Miners of Trepca March Towards the ‘Reporting House’ Exhibition

With the aim of commemorating and raising awareness of the importance of the 1989 Trepca miners’ strike in Kosovo, miners from Trepca marched towards the ‘Reporting House’ exhibition on Thursday, where stories of the war in Kosovo, sacrifice, and resistance are displayed.

On Thursday, miners from the Trepca mine in Mitrovica marched through the centre of Prishtina towards the ‘Reporting House’ exhibition, marking the 25th anniversary of Kosovo’s Liberation with a tribute to their pivotal 1989 strike. The exhibition, a collaboration between BIRN Kosovo, KALLXO.com, Pristina Biennial, and Paper Gallery, serves as a compelling narrative of Kosovo’s wartime struggles and the enduring spirit of resistance.

Gani Beqiri, vice-chairman of the Miners’ Pensioners Association, spoke of how the striking miners endured 8 days and 8 nights in extremely difficult conditions, “ I had only a helmet to use as a pillow and a jacket as a blanket.”

Photo of Trepca miner’s march in 1988 exposed in ‘Reporting House’ exhibition in Prishtina

Among them were also miners featured in the Reporting House exhibition.

Isuf Boletini,  a former miner who appeared in a famous photo of a 1988 meeting which can be seen at the Reporting House exhibition,  explained that the strike was an effort to prevent the closure of Albanian schools in Kosovo and the expulsion of Albanian intellectuals from the University of Prishtina. 

“The first strike was for political reasons; the goal was to defend the 1974 Constitution, to defend intellectuals who were discriminated against after being expelled from universities, as well as to protect Albanian schools as we had heard they wanted to close them and expel Albanians.”

Trepca miner’s watching a video material in ‘Reporting House’ exhibition in Prishtina on June 20, 2024: Photo/Florinda Kelmendi

The Trepca miners’ large strike lasted from February 20-28, 1989.

On February 20, 1989, about 1,300 miners initiated a hunger strike by closing themselves in the galleries of the Trepca mine in opposition to constitutional changes that suppressed the autonomy of Kosovo. The strike helped internationalise the issue of the status of Kosovo.

Leaders of the Communist League of Yugoslavia visited the miners during the strike to discuss their demands.  The miners made 10 demands, three of which dealt with concerns about higher education, the lack of political representation for Kosovo Albanians in Yugoslavia, and the autonomy of Kosovo. 

One day after the end of the strike, on March 1, 1989, 13 Trepca workers were imprisoned for 14 months for “irredentist activity”. In addition, all 1,300 striking workers were sentenced and politically persecuted.

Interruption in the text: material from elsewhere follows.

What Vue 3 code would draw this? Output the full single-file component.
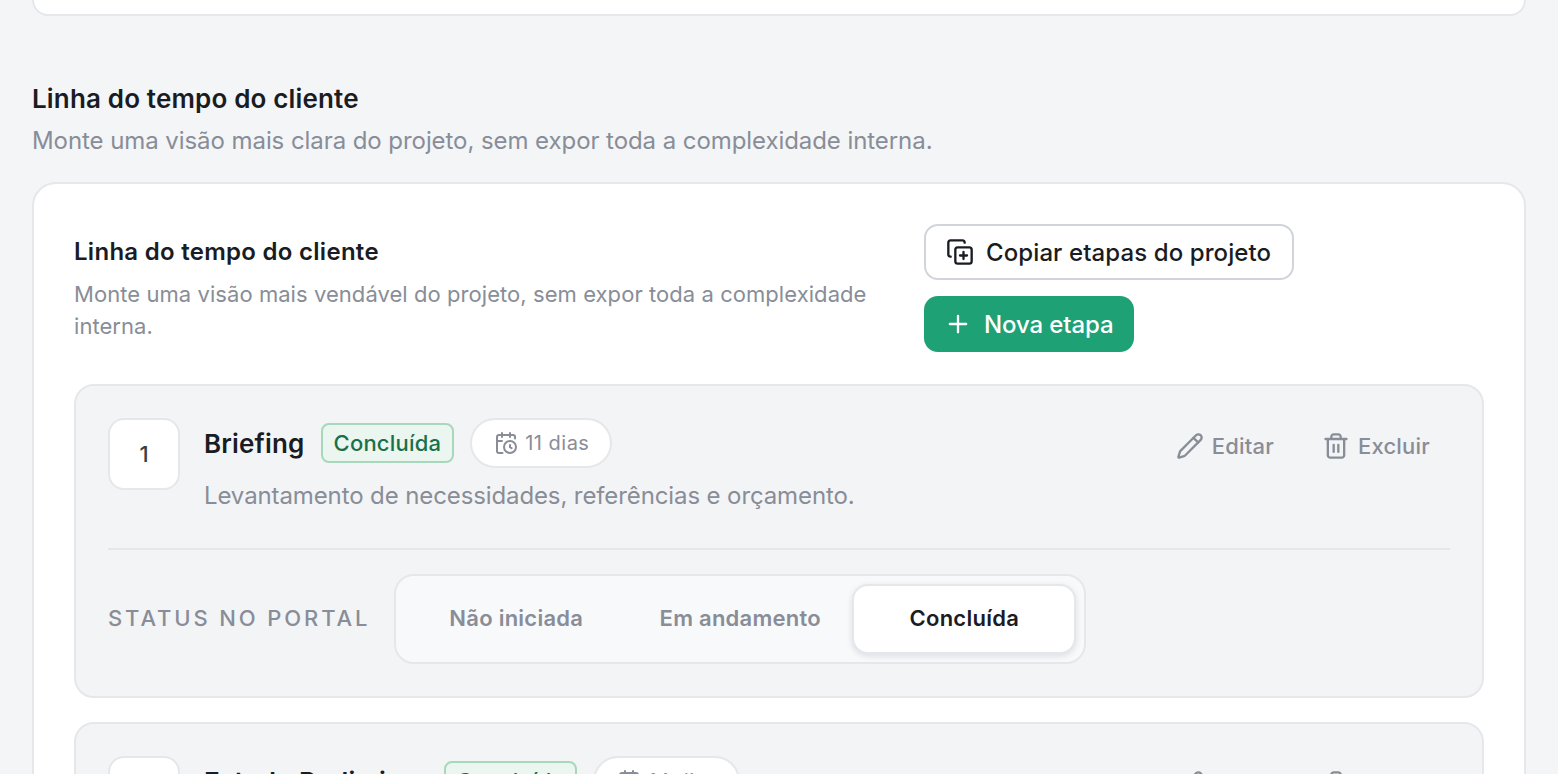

Former Trepca miner standing near a photo of miner’s march in 1988 as part of ‘Reporting House’ exhibition in Prishtina on June 20, 2024: Photo/Florinda Kelmendi

A year after the strike, the expulsion of all Kosovo Albanians from public institutions and the public education system began.

This famous hunger strike was preceded by the November 1988 march, in which 3000 Trepca miners marched 50 kilometres to Prishtina.  The 1988 march inspired a mass solidarity movement within Kosovo, and approximately 300,000 fellow Kosovars participated in marches in support of the miners.

Rexhep Rrahmani, a former miner who also participated in the march from Mitrovica to Prishtina in 1988, recalls the difficulties and challenges he experienced at that time:

“I have a plastic leg, and when I looked at it, I saw how swollen it was. When we went to Boro Ramiz, people from Hajvalia, Kisnica, all of Kosovo joined us.”

“There were miners who would leave, get first aid, and then return to the mine. We experienced all this for the liberation of Kosovo. Our goal was to defend the 1974 Constitution”, he declared.

By 1992, 94% of Kosovo’s Albanian miners had been fired. These mass dismissals meant the death of the industrial working class in Kosovo, the emergence of which had been a key marker of the modernization which Kosovo achieved during the late-Tito period of Yugoslavia. The sudden loss of this symbol of modernity was a devastating blow to Kosovo Albanians. 

The Reporting House exhibition showcases the work of journalists, photographers, and media workers alongside contemporary artworks reflecting on the impact of war in the decades that followed.